The business process services company turned internally for its new top accounting executive, naming a replacement just two days after it was disclosed that current Chief Accounting Officer Allan Cohen would depart.

Just two days after it was revealed that the company’s chief accounting officer would resign, Conduent has found his replacement.

Mario Pompeo – who has been the company’s chief audit executive since August 2017 -- has been promoted to the new role with a salary of $350,000, Conduent said in an 8-K filing on Thursday. He will begin working as chief accounting officer on June 14.

Pompeo, a U.S. Army veteran, according to his LinkedIn page, has a degree from Penn State and started his career in the Assurance and Business Advisory Practice of PricewaterhouseCoopers, Conduent stated in the 8-K filing.

On Tuesday, Conduent’s current chief accounting officer, Allan Cohen, announced he is resigning to “pursue other career opportunities.” In his resignation, he said his last day will be June 14.

A Conduent spokesperson told CRN that it has no further comment, aside from the SEC filing.

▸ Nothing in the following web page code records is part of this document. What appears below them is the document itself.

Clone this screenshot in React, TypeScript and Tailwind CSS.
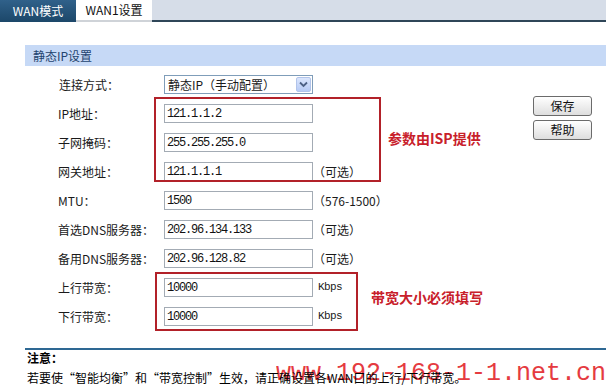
import React from "react";

type Row = { label: string; value: string; suffix?: string; kbps?: boolean };

const rows: Row[] = [
  { label: "IP地址：", value: "121.1.1.2" },
  { label: "子网掩码：", value: "255.255.255.0" },
  { label: "网关地址：", value: "121.1.1.1", suffix: "（可选）" },
  { label: "MTU：", value: "1500", suffix: "（576-1500）" },
  { label: "首选DNS服务器：", value: "202.96.134.133", suffix: "（可选）" },
  { label: "备用DNS服务器：", value: "202.96.128.82", suffix: "（可选）" },
  { label: "上行带宽：", value: "10000", suffix: "Kbps", kbps: true },
  { label: "下行带宽：", value: "10000", suffix: "Kbps", kbps: true },
];

function Btn({ children }: { children: React.ReactNode }) {
  return (
    <div className="w-[59px] h-[20px] rounded-[3px] border border-[#6b6b6b] bg-gradient-to-b from-white to-[#dedede] flex items-center justify-center text-[12px] text-[#111] leading-none">
      {children}
    </div>
  );
}

export default function App() {
  return (
    <div className="relative w-[606px] h-[390px] overflow-hidden bg-white text-[12px] text-[#1a1a1a] font-['Noto_Sans_CJK_SC',sans-serif]">
      {/* tab bar */}
      <div className="flex h-[22px] bg-[#d6dde8]">
        <div className="w-[76px] h-[22px] bg-gradient-to-b from-[#30618a] to-[#1c4769] text-white flex items-center justify-center leading-none">
          WAN模式
        </div>
        <div className="w-[76px] h-[22px] bg-white border-b-2 border-[#cfd3d8] flex items-center justify-center leading-none text-[#111]">
          WAN1设置
        </div>
        <div className="flex-1 border-b-2 border-[#2f4658]" />
      </div>

      {/* section header */}
      <div className="mt-[23px] ml-[25px] h-[21px] bg-[#c6d9f6] flex items-center pl-[8px] text-[#23446f] leading-none">
        静态IP设置
      </div>

      {/* form */}
      <div className="mt-[4px] flex">
        <div className="flex flex-col w-[520px]">
          <div className="h-[29px] flex items-center">
            <div className="w-[164px] pl-[59px] leading-none">连接方式：</div>
            <div className="w-[149px] h-[19px] border border-[#7f9db9] flex items-center justify-between pl-[3px] pr-[1px] bg-white">
              <span className="leading-none">静态IP（手动配置）</span>
              <span className="w-[15px] h-[15px] bg-gradient-to-b from-[#dbe6fd] to-[#b7cbf5] border border-[#b2c4ea] rounded-[2px] flex items-center justify-center">
                <svg width="9" height="7" viewBox="0 0 9 7">
                  <path d="M1 1.5 L4.5 5 L8 1.5" fill="none" stroke="#4d6185" strokeWidth="1.8" />
                </svg>
              </span>
            </div>
          </div>
          {rows.map((r) => (
            <div key={r.label} className="h-[29px] flex items-center">
              <div className="w-[164px] pl-[58px] leading-none">{r.label}</div>
              <div className="w-[149px] h-[19px] border border-[#a3abb4] flex items-center pl-[2px] bg-white font-['Liberation_Mono',monospace] text-[12px] tracking-[-1.2px] text-[#111] leading-none">
                {r.value}
              </div>
              {r.suffix && (
                <div
                  className={
                    r.kbps
                      ? "ml-[5px] font-['Liberation_Mono',monospace] text-[11px] tracking-[-0.6px] leading-none"
                      : "ml-[0px] leading-none"
                  }
                >
                  {r.suffix}
                </div>
              )}
            </div>
          ))}
        </div>
        <div className="ml-[13px] mt-[26px] flex flex-col gap-[4px]">
          <Btn>保存</Btn>
          <Btn>帮助</Btn>
        </div>
      </div>

      {/* bottom note */}
      <div className="mt-[17px] ml-[25px] h-[2px] bg-[#2e6893]" />
      <div className="pl-[27px] mt-[1px] h-[14px] flex items-center font-bold text-black leading-none">注意：</div>

      {/* watermark (under the note text) */}
      <div className="absolute left-[276px] top-[361px] font-['Liberation_Mono',monospace] text-[25px] leading-[25px] text-[#e3262c] opacity-90 whitespace-nowrap">
        www.192-168-1-1.net.cn
      </div>

      <div className="relative pl-[27px] mt-[6px] h-[14px] flex items-center text-black leading-none whitespace-nowrap">
        若要使“智能均衡”和“带宽控制”生效，请正确设置各WAN口的上行/下行带宽。
      </div>

      {/* red annotation boxes */}
      <div className="absolute left-[154px] top-[97px] w-[227px] h-[85px] border-2 border-[#b22129]" />
      <div className="absolute left-[155px] top-[272px] w-[203px] h-[59px] border-2 border-[#b22129]" />
      <div className="absolute left-[388px] top-[131px] text-[14px] font-bold text-[#c8202a] leading-none whitespace-nowrap">
        参数由ISP提供
      </div>
      <div className="absolute left-[371px] top-[290px] text-[14px] font-bold text-[#c8202a] leading-none whitespace-nowrap">
        带宽大小必须填写
      </div>
    </div>
  );
}
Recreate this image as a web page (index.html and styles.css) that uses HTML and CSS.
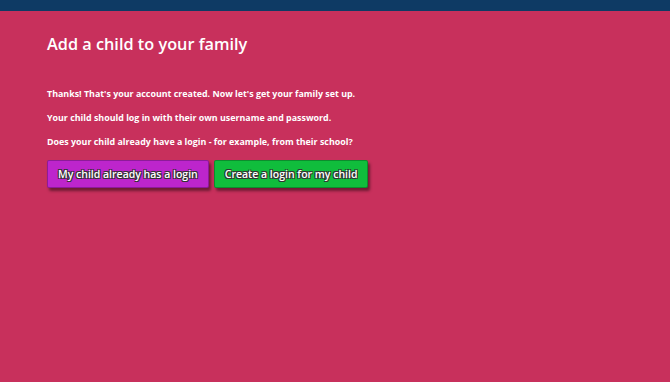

News of Cohen’s departure comes three weeks after Conduent CEO Ashok Vemuri’s announcement that he would step down as soon as the board has found a replacement, which he expects to happen by the third quarter.

The company also announced on Tuesday that it had hired Cliff Skelton as chief operating officer. Skelton comes to Conduent from Fiserv Output Solutions, where he served as president, Conduent said. He previously spent five years as executive vice president and chief information officer of Fiserv.

The COO vacancy was highlighted by ex-Conduent board member Michael Nevin in his April 8 resignation letter. He called the search for a chief operating officer a “failed process at Conduent” that had been going on “way too long.”

The Florham Park, N.J.-based business process services company had a rough start to the year. In April, it engaged in a public battle with Carl Icahn over board leadership, trading accusations via 8-K filings about whether the activist shareholder was plotting a board take over. All of that while also managing falling revenues and a lower earnings outlook.

During the first quarter earnings call earlier this month, the company announced new business signings were down 39-percent, it lost a $140 million contract with the state of California, and its largest customer reduced its sales volume, which in turn hurt revenue.